- Stated task:
Nothing outside the lines from the one containing "Write the React, TypeScript" down to the one containing "56, 60, 63];" belongs in the copy; print that span exactly, both ends included, with pictures removed.

- Stored data:
■ ■ ■ ■ ■ ■ ■

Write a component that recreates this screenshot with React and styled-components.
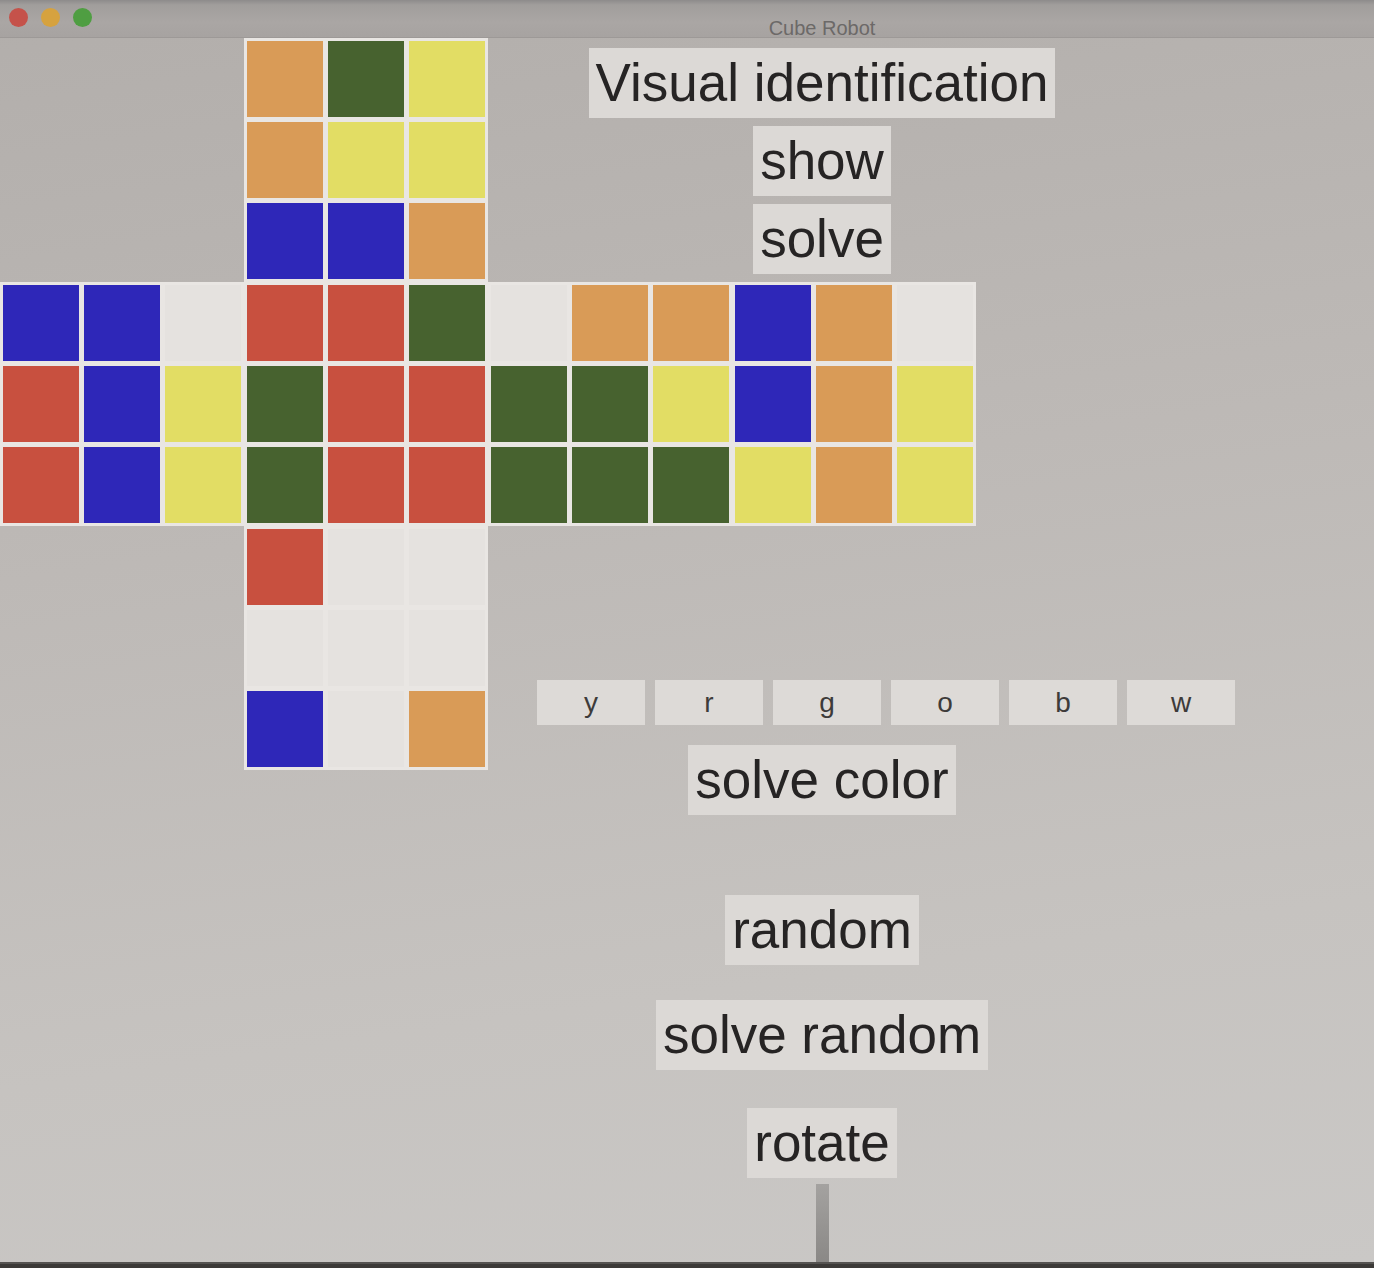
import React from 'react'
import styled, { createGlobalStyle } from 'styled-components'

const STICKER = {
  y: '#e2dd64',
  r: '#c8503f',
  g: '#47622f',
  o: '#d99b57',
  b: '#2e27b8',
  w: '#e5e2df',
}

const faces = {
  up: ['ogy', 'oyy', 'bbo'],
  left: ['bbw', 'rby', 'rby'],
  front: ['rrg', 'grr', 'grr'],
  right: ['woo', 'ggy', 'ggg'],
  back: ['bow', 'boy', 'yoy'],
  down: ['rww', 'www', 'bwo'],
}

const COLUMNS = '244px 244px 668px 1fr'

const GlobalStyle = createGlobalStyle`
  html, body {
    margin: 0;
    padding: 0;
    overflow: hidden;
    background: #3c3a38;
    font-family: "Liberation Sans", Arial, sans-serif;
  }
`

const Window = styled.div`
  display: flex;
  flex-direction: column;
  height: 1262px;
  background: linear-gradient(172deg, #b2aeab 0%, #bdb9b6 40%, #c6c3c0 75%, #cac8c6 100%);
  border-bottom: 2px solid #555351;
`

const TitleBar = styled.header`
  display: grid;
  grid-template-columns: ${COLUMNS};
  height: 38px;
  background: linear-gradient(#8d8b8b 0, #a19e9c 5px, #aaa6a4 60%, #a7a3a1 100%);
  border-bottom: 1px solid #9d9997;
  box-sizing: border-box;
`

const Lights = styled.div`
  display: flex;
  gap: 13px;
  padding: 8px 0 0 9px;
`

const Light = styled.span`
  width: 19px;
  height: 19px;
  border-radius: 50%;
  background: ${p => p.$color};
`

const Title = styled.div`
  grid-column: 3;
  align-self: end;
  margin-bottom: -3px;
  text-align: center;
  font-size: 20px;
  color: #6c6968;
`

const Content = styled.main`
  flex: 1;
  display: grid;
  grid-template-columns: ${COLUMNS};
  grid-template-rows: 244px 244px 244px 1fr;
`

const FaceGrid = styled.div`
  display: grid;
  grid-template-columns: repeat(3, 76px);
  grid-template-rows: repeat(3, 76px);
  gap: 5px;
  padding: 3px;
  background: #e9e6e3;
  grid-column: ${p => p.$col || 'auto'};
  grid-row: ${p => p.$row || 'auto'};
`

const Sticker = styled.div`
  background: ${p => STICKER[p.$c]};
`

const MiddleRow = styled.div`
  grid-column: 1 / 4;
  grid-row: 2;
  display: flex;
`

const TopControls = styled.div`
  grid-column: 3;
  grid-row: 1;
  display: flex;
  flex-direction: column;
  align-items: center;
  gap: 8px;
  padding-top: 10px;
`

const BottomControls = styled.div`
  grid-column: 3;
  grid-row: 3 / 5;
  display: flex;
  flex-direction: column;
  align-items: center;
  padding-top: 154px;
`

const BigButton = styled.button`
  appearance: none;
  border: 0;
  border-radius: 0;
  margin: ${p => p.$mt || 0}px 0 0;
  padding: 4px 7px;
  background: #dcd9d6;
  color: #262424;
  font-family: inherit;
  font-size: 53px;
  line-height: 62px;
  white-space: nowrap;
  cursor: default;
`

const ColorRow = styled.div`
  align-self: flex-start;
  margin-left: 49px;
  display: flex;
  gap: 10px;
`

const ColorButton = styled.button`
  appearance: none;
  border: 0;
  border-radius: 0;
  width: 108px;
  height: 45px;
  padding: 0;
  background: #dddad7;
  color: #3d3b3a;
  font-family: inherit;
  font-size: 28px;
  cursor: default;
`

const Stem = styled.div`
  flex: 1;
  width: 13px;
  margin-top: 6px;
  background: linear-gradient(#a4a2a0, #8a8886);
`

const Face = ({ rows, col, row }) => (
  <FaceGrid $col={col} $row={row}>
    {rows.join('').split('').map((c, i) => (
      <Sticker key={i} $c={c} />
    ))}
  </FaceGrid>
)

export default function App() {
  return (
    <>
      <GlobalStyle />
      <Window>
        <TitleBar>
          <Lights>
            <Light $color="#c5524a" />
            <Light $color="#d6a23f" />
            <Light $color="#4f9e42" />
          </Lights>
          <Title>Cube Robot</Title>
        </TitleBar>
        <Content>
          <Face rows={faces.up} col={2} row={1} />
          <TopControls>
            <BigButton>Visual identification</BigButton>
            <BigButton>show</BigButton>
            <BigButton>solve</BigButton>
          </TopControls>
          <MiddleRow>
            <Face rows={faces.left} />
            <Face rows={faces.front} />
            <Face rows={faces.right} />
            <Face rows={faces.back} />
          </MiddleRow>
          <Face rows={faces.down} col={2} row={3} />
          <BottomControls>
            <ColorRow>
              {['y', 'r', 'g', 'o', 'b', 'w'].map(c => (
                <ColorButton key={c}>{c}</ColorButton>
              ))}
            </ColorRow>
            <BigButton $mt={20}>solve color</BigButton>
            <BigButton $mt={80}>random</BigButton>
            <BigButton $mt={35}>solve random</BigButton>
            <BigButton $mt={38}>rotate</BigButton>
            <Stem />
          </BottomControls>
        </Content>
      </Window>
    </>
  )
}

■ ■ ■ ■ ■ ■ ■

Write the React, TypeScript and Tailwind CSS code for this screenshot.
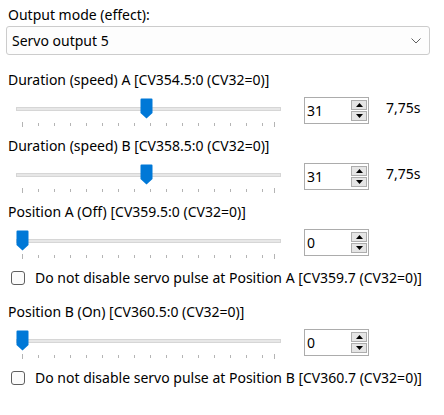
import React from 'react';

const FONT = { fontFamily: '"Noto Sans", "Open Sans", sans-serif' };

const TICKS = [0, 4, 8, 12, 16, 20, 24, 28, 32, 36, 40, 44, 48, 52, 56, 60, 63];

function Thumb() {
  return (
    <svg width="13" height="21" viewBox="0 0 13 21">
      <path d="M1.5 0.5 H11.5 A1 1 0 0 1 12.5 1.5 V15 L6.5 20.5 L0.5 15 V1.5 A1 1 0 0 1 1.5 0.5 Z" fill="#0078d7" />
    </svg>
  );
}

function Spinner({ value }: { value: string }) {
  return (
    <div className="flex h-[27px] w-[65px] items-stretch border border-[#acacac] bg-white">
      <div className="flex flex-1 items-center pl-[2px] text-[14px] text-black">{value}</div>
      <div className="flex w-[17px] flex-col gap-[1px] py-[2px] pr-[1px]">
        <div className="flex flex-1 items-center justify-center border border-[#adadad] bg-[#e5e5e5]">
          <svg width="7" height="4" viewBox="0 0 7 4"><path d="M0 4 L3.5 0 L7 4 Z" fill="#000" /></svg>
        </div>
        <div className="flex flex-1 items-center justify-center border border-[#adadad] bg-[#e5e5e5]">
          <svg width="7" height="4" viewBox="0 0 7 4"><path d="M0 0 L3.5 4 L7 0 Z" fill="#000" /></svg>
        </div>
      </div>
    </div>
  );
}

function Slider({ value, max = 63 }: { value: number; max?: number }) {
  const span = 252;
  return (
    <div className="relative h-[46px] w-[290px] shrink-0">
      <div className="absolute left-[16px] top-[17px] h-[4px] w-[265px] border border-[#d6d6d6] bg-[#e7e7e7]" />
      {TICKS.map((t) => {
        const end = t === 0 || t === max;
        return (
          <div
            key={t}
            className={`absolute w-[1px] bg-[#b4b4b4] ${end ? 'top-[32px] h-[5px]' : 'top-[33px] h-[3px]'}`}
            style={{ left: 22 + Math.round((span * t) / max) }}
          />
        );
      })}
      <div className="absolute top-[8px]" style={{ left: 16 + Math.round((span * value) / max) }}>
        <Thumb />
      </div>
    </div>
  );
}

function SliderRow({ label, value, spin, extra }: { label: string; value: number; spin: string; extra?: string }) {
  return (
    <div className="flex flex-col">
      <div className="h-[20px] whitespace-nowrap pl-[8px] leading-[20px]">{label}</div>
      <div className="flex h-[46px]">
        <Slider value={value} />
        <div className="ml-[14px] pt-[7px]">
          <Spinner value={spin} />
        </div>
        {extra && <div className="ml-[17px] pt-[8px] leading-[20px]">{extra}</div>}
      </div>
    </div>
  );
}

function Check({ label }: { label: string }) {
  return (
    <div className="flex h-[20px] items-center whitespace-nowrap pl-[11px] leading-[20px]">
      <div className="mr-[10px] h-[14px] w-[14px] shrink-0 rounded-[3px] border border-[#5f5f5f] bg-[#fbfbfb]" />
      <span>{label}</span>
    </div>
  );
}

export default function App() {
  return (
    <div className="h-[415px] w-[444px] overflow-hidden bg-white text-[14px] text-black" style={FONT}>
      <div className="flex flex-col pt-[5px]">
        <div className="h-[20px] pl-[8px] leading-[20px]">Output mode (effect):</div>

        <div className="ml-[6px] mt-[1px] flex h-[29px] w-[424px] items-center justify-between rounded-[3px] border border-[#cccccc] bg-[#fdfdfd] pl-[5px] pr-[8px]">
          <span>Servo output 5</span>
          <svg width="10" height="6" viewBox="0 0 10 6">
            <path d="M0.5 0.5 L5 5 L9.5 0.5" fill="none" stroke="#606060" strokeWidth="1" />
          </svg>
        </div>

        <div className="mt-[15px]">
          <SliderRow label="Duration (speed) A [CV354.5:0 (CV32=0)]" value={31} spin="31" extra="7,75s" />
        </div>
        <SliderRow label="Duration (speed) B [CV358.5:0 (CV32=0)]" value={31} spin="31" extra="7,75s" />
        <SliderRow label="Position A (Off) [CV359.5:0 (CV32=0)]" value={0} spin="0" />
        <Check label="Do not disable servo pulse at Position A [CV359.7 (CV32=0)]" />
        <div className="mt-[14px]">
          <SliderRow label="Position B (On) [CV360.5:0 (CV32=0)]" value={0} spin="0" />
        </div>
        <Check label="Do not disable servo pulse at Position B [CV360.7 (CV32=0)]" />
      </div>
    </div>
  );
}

■ ■ ■ ■ ■ ■ ■

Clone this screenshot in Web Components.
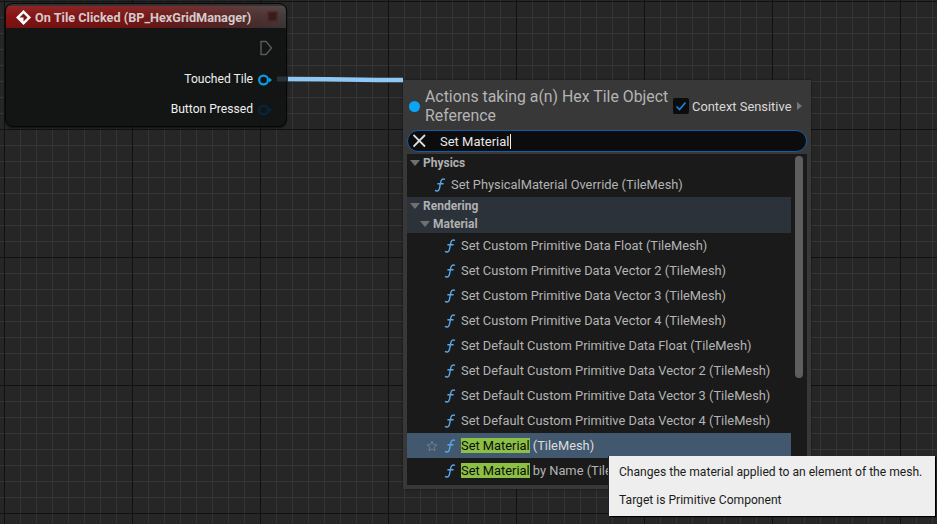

■ ■ ■ ■ ■ ■ ■

- Solved exercise:
Write the React, TypeScript and Tailwind CSS code for this screenshot.
import React from 'react';

const FONT = { fontFamily: '"Noto Sans", "Open Sans", sans-serif' };

const TICKS = [0, 4, 8, 12, 16, 20, 24, 28, 32, 36, 40, 44, 48, 52, 56, 60, 63];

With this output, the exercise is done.